Go through the listing and pick out each line with the word "components" in it.

Information shown —

/---

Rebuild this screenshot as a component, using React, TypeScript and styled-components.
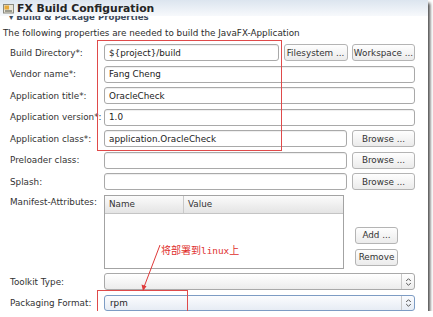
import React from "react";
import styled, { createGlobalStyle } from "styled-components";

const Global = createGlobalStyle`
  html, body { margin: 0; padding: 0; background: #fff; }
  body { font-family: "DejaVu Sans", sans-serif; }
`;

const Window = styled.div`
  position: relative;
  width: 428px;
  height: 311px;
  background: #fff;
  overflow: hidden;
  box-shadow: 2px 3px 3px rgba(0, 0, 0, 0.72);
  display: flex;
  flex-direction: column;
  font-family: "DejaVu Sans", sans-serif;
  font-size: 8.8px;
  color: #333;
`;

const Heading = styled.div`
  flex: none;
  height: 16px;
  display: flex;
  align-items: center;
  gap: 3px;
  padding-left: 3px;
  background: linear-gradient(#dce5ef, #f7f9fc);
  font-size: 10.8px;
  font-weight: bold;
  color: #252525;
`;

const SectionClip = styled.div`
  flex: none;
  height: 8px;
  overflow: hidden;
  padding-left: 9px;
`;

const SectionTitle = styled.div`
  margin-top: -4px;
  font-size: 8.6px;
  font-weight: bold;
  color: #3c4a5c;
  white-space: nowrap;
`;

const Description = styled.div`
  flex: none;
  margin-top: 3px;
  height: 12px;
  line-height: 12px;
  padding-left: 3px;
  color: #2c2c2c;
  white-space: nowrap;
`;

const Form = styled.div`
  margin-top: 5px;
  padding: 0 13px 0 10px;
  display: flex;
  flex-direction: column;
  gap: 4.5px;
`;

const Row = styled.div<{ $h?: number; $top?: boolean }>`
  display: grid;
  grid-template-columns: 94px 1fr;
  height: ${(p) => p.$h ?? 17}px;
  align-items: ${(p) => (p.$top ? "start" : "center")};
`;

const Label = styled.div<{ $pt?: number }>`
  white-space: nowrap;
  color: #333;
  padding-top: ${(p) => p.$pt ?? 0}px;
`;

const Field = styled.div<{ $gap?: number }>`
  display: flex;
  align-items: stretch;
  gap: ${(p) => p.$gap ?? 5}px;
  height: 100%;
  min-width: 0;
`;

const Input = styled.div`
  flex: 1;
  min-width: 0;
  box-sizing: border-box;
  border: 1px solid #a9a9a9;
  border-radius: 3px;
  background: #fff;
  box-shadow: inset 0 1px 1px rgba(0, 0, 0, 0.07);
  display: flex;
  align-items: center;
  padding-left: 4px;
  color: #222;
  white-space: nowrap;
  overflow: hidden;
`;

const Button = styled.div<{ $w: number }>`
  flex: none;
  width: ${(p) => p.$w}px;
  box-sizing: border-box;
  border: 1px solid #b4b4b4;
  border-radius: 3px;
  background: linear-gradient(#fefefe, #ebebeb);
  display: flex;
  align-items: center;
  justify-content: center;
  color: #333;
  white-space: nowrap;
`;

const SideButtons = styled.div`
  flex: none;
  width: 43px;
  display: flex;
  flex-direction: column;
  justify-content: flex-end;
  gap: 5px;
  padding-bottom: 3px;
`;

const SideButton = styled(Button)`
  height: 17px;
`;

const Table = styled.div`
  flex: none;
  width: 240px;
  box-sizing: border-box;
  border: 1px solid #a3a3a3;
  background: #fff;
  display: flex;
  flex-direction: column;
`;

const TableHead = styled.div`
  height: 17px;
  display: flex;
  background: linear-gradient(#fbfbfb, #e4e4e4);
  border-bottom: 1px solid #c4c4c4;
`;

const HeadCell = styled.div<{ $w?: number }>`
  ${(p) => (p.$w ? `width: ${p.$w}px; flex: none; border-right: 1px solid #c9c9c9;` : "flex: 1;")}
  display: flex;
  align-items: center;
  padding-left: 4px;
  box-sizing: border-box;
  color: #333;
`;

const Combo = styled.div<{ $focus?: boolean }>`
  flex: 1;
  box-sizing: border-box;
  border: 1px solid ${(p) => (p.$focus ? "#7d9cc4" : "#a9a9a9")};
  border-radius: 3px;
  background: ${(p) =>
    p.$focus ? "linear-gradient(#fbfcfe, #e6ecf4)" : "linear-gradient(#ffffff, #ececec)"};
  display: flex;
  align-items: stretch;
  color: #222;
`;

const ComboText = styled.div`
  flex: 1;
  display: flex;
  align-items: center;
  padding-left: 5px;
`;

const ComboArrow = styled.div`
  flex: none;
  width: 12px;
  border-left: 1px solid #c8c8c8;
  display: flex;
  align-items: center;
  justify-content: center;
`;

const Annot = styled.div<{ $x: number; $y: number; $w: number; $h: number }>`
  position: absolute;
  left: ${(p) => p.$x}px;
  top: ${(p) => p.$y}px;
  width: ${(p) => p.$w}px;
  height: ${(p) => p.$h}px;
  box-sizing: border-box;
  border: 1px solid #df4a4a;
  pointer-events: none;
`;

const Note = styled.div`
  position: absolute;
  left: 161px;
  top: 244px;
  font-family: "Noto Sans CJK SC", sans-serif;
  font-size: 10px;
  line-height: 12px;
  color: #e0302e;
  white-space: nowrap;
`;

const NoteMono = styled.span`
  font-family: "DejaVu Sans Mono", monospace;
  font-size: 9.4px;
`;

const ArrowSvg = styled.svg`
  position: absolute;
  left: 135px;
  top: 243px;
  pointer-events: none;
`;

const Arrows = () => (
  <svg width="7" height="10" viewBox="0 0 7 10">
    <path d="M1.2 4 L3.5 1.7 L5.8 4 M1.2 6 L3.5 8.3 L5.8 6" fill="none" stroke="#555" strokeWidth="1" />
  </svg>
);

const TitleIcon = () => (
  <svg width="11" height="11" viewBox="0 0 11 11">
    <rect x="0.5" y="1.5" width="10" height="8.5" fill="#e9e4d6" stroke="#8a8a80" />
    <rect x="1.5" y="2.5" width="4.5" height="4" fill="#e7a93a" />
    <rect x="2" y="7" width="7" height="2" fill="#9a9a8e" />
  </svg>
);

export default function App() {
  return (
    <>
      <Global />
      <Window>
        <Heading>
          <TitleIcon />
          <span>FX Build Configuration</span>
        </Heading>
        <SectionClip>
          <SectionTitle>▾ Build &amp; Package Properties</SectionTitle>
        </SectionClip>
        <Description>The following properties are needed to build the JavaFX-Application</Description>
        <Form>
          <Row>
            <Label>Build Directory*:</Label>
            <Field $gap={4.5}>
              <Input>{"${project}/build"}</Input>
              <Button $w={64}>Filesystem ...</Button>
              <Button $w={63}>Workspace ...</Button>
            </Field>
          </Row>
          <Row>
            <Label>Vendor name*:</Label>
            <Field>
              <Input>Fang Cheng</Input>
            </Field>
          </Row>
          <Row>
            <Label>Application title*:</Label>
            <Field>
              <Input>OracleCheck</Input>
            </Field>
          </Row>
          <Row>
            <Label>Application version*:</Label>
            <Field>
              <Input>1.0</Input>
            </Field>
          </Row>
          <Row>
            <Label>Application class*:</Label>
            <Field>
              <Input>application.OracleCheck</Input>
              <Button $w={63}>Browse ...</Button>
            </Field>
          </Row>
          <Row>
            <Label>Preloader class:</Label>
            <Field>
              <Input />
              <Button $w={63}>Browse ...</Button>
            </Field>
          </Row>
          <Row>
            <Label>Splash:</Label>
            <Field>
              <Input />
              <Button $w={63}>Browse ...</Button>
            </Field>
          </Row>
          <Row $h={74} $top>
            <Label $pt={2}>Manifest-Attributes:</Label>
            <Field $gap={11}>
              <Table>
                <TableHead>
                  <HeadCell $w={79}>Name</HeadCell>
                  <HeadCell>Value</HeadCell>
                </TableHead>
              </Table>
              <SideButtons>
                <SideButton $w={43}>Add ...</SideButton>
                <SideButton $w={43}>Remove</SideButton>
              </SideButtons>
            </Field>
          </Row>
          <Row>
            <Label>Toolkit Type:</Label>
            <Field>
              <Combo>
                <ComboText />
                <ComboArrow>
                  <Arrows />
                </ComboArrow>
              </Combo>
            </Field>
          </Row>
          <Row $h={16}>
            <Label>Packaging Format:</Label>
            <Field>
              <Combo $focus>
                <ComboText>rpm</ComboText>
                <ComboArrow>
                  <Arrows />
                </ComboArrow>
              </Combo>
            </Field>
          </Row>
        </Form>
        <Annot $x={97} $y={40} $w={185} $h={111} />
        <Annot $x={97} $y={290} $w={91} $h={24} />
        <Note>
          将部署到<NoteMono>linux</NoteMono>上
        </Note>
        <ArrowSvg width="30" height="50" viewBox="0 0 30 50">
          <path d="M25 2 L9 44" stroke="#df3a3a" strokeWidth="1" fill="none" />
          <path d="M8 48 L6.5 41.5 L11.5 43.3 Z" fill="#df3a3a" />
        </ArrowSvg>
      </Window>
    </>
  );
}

\---

Finished answer —
Rebuild this screenshot as a component, using React, TypeScript and styled-components.
import styled, { createGlobalStyle } from "styled-components";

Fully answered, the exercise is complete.